New York Cinephile Club | “Ash Is Purest White” Roundtable Discussion


The article is originally posted on CineClub18 with 152 views.
Jiexiao Ying 2019.03.22
Translated by Lan Lin 2019.06.14

Today, March 22nd (Friday), Ash is Purest White is released in more American cities. Everyone is welcome to bring friends and go back to the good old days of Jianghu (criminal underworld) in this film. What are your thoughts on the film? Let’s hear the honest discussion from the New York Cinephile Club.

At 3:50 pm on March 16th, 19 people from the New York Cinephile Club watched Jia Zhangke’s Ash is Purest White at Quad Cinema. After the film, fans from different backgrounds such as drama, editing, technology, and international relations went to Ootoya to have dinner and discuss the parts of the movie that puzzled and surprised us.
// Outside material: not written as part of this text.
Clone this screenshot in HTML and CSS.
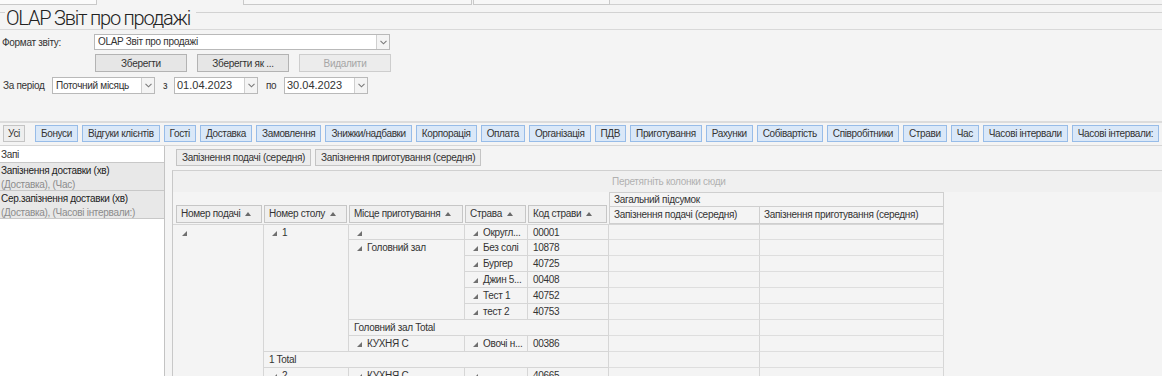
FILE: index.html
```html
<!DOCTYPE html>
<html lang="uk">
<head>
<meta charset="utf-8">
<title>OLAP Звіт про продажі</title>
<link rel="stylesheet" href="styles.css">
</head>
<body>
<div class="doc-tabs">
  <div class="doc-tab dt1"></div>
  <div class="doc-tab dt2"></div>
  <div class="doc-tab dt3"></div>
  <div class="doc-tabs-rest"></div>
</div>

<div class="title-row">
  <div class="title-line lead"></div>
  <div class="title">OLAP Звіт про продажі</div>
  <div class="title-line fill"></div>
</div>

<div class="form">
  <div class="frow frow-format">
    <div class="flabel flabel-format">Формат звіту:</div>
    <div class="combo combo-format">
      <div class="combo-val">OLAP Звіт про продажі</div>
      <div class="combo-arr"><svg width="7" height="5" viewBox="0 0 7 5"><path d="M0.5 0.8 L3.5 3.8 L6.5 0.8" fill="none" stroke="#7a7a7a" stroke-width="1.1"/></svg></div>
    </div>
  </div>
  <div class="frow frow-buttons">
    <button class="btn">Зберегти</button>
    <button class="btn">Зберегти як ...</button>
    <button class="btn btn-disabled">Видалити</button>
  </div>
  <div class="frow frow-period">
    <div class="flabel flabel-period">За період</div>
    <div class="combo combo-period">
      <div class="combo-val">Поточний місяць</div>
      <div class="combo-arr"><svg width="7" height="5" viewBox="0 0 7 5"><path d="M0.5 0.8 L3.5 3.8 L6.5 0.8" fill="none" stroke="#7a7a7a" stroke-width="1.1"/></svg></div>
    </div>
    <div class="flabel flabel-from">з</div>
    <div class="combo combo-date">
      <div class="combo-val date">01.04.2023</div>
      <div class="combo-arr"><svg width="7" height="5" viewBox="0 0 7 5"><path d="M0.5 0.8 L3.5 3.8 L6.5 0.8" fill="none" stroke="#7a7a7a" stroke-width="1.1"/></svg></div>
    </div>
    <div class="flabel flabel-to">по</div>
    <div class="combo combo-date combo-date2">
      <div class="combo-val date">30.04.2023</div>
      <div class="combo-arr"><svg width="7" height="5" viewBox="0 0 7 5"><path d="M0.5 0.8 L3.5 3.8 L6.5 0.8" fill="none" stroke="#7a7a7a" stroke-width="1.1"/></svg></div>
    </div>
  </div>
</div>

<div class="toolbar">
  <button class="tb tb-all">Усі</button>
  <div class="tb-group">
    <button class="tb">Бонуси</button>
    <button class="tb">Відгуки клієнтів</button>
    <button class="tb">Гості</button>
    <button class="tb">Доставка</button>
    <button class="tb">Замовлення</button>
    <button class="tb">Знижки/надбавки</button>
    <button class="tb">Корпорація</button>
    <button class="tb">Оплата</button>
    <button class="tb">Організація</button>
    <button class="tb">ПДВ</button>
    <button class="tb">Приготування</button>
    <button class="tb">Рахунки</button>
    <button class="tb">Собівартість</button>
    <button class="tb">Співробітники</button>
    <button class="tb">Страви</button>
    <button class="tb">Час</button>
    <button class="tb">Часові інтервали</button>
    <button class="tb">Часові інтервали:</button>
  </div>
</div>

<div class="bottom">
  <aside class="fields">
    <div class="field-search">Запі</div>
    <div class="field-item">
      <div class="fi-name">Запізнення доставки (хв)</div>
      <div class="fi-sub">(Доставка), (Час)</div>
    </div>
    <div class="field-item">
      <div class="fi-name">Сер.запізнення доставки (хв)</div>
      <div class="fi-sub">(Доставка), (Часові інтервали:)</div>
    </div>
  </aside>

  <main class="main">
    <div class="data-fields">
      <div class="dfield">Запізнення подачі (середня)</div>
      <div class="dfield">Запізнення приготування (середня)</div>
    </div>
    <div class="pivot-box">
      <div class="drag-area">
        <div class="drag-hint">Перетягніть колонки сюди</div>
      </div>
      <div class="pivot">
        <div class="hcell hfirst">Номер подачі<span class="sort"></span></div>
        <div class="hcell">Номер столу<span class="sort"></span></div>
        <div class="hcell">Місце приготування<span class="sort"></span></div>
        <div class="hcell">Страва<span class="sort"></span></div>
        <div class="hcell">Код страви<span class="sort"></span></div>
        <div class="vh vh-total">Загальний підсумок</div>
        <div class="vh">Запізнення подачі (середня)</div>
        <div class="vh">Запізнення приготування (середня)</div>

        <div class="c rs10 first top"><span class="ex"></span></div>
        <div class="c rs8 top"><span class="ex"></span>1</div>
        <div class="c top"><span class="ex"></span></div>
        <div class="c top"><span class="ex"></span>Округл...</div>
        <div class="c code top">00001</div>
        <div class="v top"></div><div class="v top"></div>

        <div class="c rs5"><span class="ex"></span>Головний зал</div>
        <div class="c"><span class="ex"></span>Без солі</div>
        <div class="c code">10878</div>
        <div class="v"></div><div class="v"></div>

        <div class="c"><span class="ex"></span>Бургер</div>
        <div class="c code">40725</div>
        <div class="v"></div><div class="v"></div>

        <div class="c"><span class="ex"></span>Джин 5...</div>
        <div class="c code">00408</div>
        <div class="v"></div><div class="v"></div>

        <div class="c"><span class="ex"></span>Тест 1</div>
        <div class="c code">40752</div>
        <div class="v"></div><div class="v"></div>

        <div class="c"><span class="ex"></span>тест 2</div>
        <div class="c code">40753</div>
        <div class="v"></div><div class="v"></div>

        <div class="c cs3 total">Головний зал Total</div>
        <div class="v"></div><div class="v"></div>

        <div class="c"><span class="ex"></span>КУХНЯ С</div>
        <div class="c"><span class="ex"></span>Овочі н...</div>
        <div class="c code">00386</div>
        <div class="v"></div><div class="v"></div>

        <div class="c cs4 total">1 Total</div>
        <div class="v"></div><div class="v"></div>

        <div class="c"><span class="ex"></span>2</div>
        <div class="c"><span class="ex"></span>КУХНЯ С</div>
        <div class="c"><span class="ex"></span></div>
        <div class="c code">40665</div>
        <div class="v"></div><div class="v"></div>
      </div>
    </div>
  </main>
</div>
</body>
</html>
```

FILE: styles.css
```css
* { box-sizing: border-box; }

html, body {
  margin: 0;
  padding: 0;
}

body {
  width: 1162px;
  height: 376px;
  overflow: hidden;
  background: #f4f4f4;
  color: #333;
  font-family: "Liberation Sans", Arial, sans-serif;
  font-size: 10px;
  letter-spacing: -0.3px;
}

button {
  font-family: inherit;
  font-size: 10px;
  letter-spacing: -0.3px;
  color: #333;
  margin: 0;
  padding: 0;
  cursor: default;
}

/* document tabs strip at the very top */
.doc-tabs {
  display: flex;
  height: 5px;
}
.doc-tab {
  height: 5px;
  border: 1px solid #c9c9c9;
  border-top: 0;
  background: #f7f7f7;
}
.dt1 { width: 97px; border-left: 0; background: #fbfbfb; }
.dt2 { width: 229px; margin-left: 146px; }
.dt3 { width: 137px; margin-left: 1px; }
.doc-tabs-rest {
  flex: 1;
  border-bottom: 1px solid #d0d0d0;
}

/* title legend */
.title-row {
  display: flex;
  align-items: flex-start;
  height: 25px;
  border-bottom: 1px solid #d9d9d9;
}
.title-line {
  height: 1px;
  margin-top: 7px;
  background: #d2d2d2;
}
.title-line.lead { width: 5px; }
.title-line.fill { flex: 1; }
.title {
  font-family: Roboto, "Liberation Sans", sans-serif;
  font-weight: 300;
  font-size: 20px;
  letter-spacing: -1.2px;
  line-height: 22px;
  color: #222;
  padding: 2px 6px 0 1px;
}

/* form */
.form {
  padding-top: 4px;
}
.frow {
  display: flex;
  align-items: center;
}
.flabel { color: #333; }
.flabel-format { width: 94px; padding-left: 2px; }
.frow-format { height: 16px; }

.combo {
  display: flex;
  height: 16px;
  background: #fff;
  border: 1px solid #b9b9b9;
}
.combo-val {
  flex: 1;
  padding-left: 3px;
  line-height: 14px;
  white-space: nowrap;
  overflow: hidden;
}
.combo-val.date { font-size: 11px; padding-left: 2px; letter-spacing: 0; }
.combo-arr {
  width: 13px;
  border-left: 1px solid #cfcfcf;
  background: #f4f4f4;
  display: flex;
  align-items: center;
  justify-content: center;
}
.combo-format { width: 296px; }

.frow-buttons {
  margin-top: 4px;
  padding-left: 95px;
  gap: 10px;
}
.btn {
  width: 92px;
  height: 18px;
  background: #e6e6e6;
  border: 1px solid #b3b3b3;
}
.btn-disabled {
  color: #a6a6a6;
  border-color: #cdcdcd;
  background: #ececec;
}

.frow-period {
  margin-top: 5px;
  height: 17px;
}
.frow-period .combo { height: 17px; }
.frow-period .combo-val { line-height: 15px; }
.flabel-period { width: 52px; padding-left: 3px; }
.combo-period { width: 103px; }
.flabel-from { width: 19px; padding-left: 8px; }
.combo-date { width: 84px; }
.flabel-to { width: 26px; padding-left: 8px; }

/* toolbar with category buttons */
.toolbar {
  display: flex;
  align-items: center;
  margin-top: 27px;
  border-top: 2px solid #dcdcdc;
  padding: 2px 0 3px 3px;
  border-bottom: 1px solid #d6d6d6;
}
.tb {
  flex: none;
  height: 17px;
  padding: 0 5px;
  background: #dae8f8;
  border: 1px solid #97bce8;
  white-space: nowrap;
  letter-spacing: -0.36px;
}
.tb-all {
  width: 22px;
  padding: 0;
  background: #eeeeee;
  border-color: #c4c4c4;
}
.tb-group {
  flex: none;
  display: flex;
  gap: 4px;
  margin-left: 10px;
}

/* bottom area */
.bottom {
  display: flex;
  height: 230px;
}

.fields {
  width: 165px;
  background: #fff;
  border-right: 1px solid #c3c3c3;
  padding-top: 1px;
}
.field-search {
  height: 16px;
  padding-left: 1px;
  line-height: 15px;
  border-bottom: 1px solid #c8c8c8;
  background: #fff;
}
.field-item {
  height: 28px;
  background: #e8e8e8;
  border-bottom: 1px solid #c8c8c8;
  padding: 1px 0 0 1px;
  line-height: 14px;
}
.fi-name { color: #222; }
.fi-sub { color: #8c8c8c; }

.main {
  flex: 1;
  padding-left: 7px;
  display: flex;
  flex-direction: column;
  min-width: 0;
}
.data-fields {
  flex: none;
  height: 24px;
  display: flex;
  gap: 4px;
  padding: 3px 0 0 4px;
}
.dfield {
  height: 17px;
  line-height: 15px;
  padding: 0 5px;
  background: #ececec;
  border: 1px solid #c4c4c4;
  white-space: nowrap;
}

.pivot-box {
  flex: 1;
  min-height: 0;
  border-left: 1px solid #c8c8c8;
  border-top: 1px solid #d0d0d0;
  background: #f4f4f4;
}

.drag-area {
  display: grid;
  grid-template-columns: 436px 1fr;
  height: 21px;
  background: #f0f0f0;
}
.drag-hint {
  grid-column: 2;
  padding-left: 3px;
  line-height: 22px;
  color: #b0b0b0;
}

.pivot {
  display: grid;
  grid-template-columns: 91px 85px 116px 63px 81px 151px 184px;
  grid-template-rows: 15px 17px repeat(10, 16px);
  width: 771px;
}

.hcell {
  grid-row: span 2;
  align-self: end;
  height: 18px;
  margin: 0 2px 1px 0;
  padding-left: 4px;
  line-height: 16px;
  background: #efefef;
  border: 1px solid #c6c6c6;
  white-space: nowrap;
  display: flex;
  align-items: center;
}
.hcell.hfirst { margin-left: 3px; }
.sort {
  width: 0;
  height: 0;
  margin-left: 5px;
  border-left: 3px solid transparent;
  border-right: 3px solid transparent;
  border-bottom: 4px solid #6a6a6a;
}

.vh {
  border-right: 1px solid #cfcfcf;
  border-bottom: 1px solid #cfcfcf;
  border-top: 1px solid #cfcfcf;
  background: #f4f4f4;
  padding-left: 4px;
  line-height: 15px;
  white-space: nowrap;
}
.vh-total {
  grid-column: span 2;
  line-height: 14px;
  border-left: 1px solid #cfcfcf;
}
.vh-total + .vh { border-left: 1px solid #cfcfcf; border-top: 0; }
.vh-total + .vh + .vh { border-top: 0; }

.c {
  border-right: 1px solid #d6d6d6;
  border-bottom: 1px solid #d6d6d6;
  padding-left: 8px;
  line-height: 15px;
  white-space: nowrap;
  overflow: hidden;
  display: flex;
  align-items: flex-start;
}
.c.first { padding-left: 9px; }
.c.top, .v.top { border-top: 1px solid #d6d6d6; }
.c.code { padding-left: 5px; }
.c.total { padding-left: 5px; }
.rs10 { grid-row: span 10; }
.rs8 { grid-row: span 8; }
.rs5 { grid-row: span 5; }
.cs3 { grid-column: span 3; }
.cs4 { grid-column: span 4; }

.ex {
  flex: none;
  width: 0;
  height: 0;
  margin: 6px 5px 0 0;
  border-left: 5px solid transparent;
  border-bottom: 5px solid #707070;
}

.v {
  border-right: 1px solid #d6d6d6;
  border-bottom: 1px solid #dedede;
}
```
Participants: Vivian, Shelby, Jessie, Elaine, Xiaojia, Motao, Amy, William, Sean, Vincent, Yunkai…

Q1: What story did this film try to tell for you?

Vivian: I realize that different people approach the story differently, so I would like to ask everyone what kind of story Ash is Purest White is to you? When I first watched it at the New York Film Festival, I thought it was a woman’s history of growing up in Jianghu. After the fall of the leader, she bears the symbol of love and righteousness. Now I think it is also a story about migration, migrating both in time and physical space. Characters take various forms of transportation and walk on land and waterways. The migration aspect of the story resonates with me as I am currently living abroad.

Shel: I think it is a bit similar to Cold War, approaching an ever-changing era from an individual’s emotional perspective. The timeline is very interesting, but as a fan of Pawlikowski, I kind of got distracted.

William: What I see is a love relationship that has constantly been disappointed, and the chosen era of the film enhances the tension of the story and the fatefulness of the characters. I really like the use of dialects in the film, (though sometimes I have to read English subtitles to understand). From the Datong dialect in the opening sequence to the Mandarin in Fengjie, and the occasional English phrases that come out from students who usually speak Mandarin and Cantonese, the dialect adds complexity to the characters. Unfortunately, the complexity in dialects can’t be fully presented through translation. The English title of the film is well drafted. As said in the film, Ash Is Purest White, “After burning in the volcano, the ashes are the purest white.” it connects with the volcanic ash scene while portraying of Qiaoqiao’s emotions. Why would Qiaoqiao save the unfaithful brother Bin over and over again? Qiao keeps saying “I saved you because people in Jianghu are loyal to each other, not because I still have any feelings for you .” But after all, how could one distinguish love from loyalty in her case.

Elaine: Personally, I think the director wants to tell a story about redemption through the concept of Jianghu, which loosely translates to “the criminal underworld” in English. However, the shaping of Jianghu lacks depth and context. All I saw was killings, unreliable brotherhood, and fragile love relationships. I don’t see anything unique.

Amy: Jia Zhangke has been exploring commercial films for recent years, but my favorite is his film “Platform” in 2000. Commercial films are products that cater to the tastes of a mass audience, while arthouse films focus on self-expression. But this new film fits either side, which is a pity.

Jessie: My overall impression of the film is that the director is trying to construct a woman’s 15-year-long psychological journey. The film’s expression power heavily depends on each character’s action and the acting of actors. This allows us to focus on Qiaoqiao’s emotions, but I hope the connection between different characters can be stronger.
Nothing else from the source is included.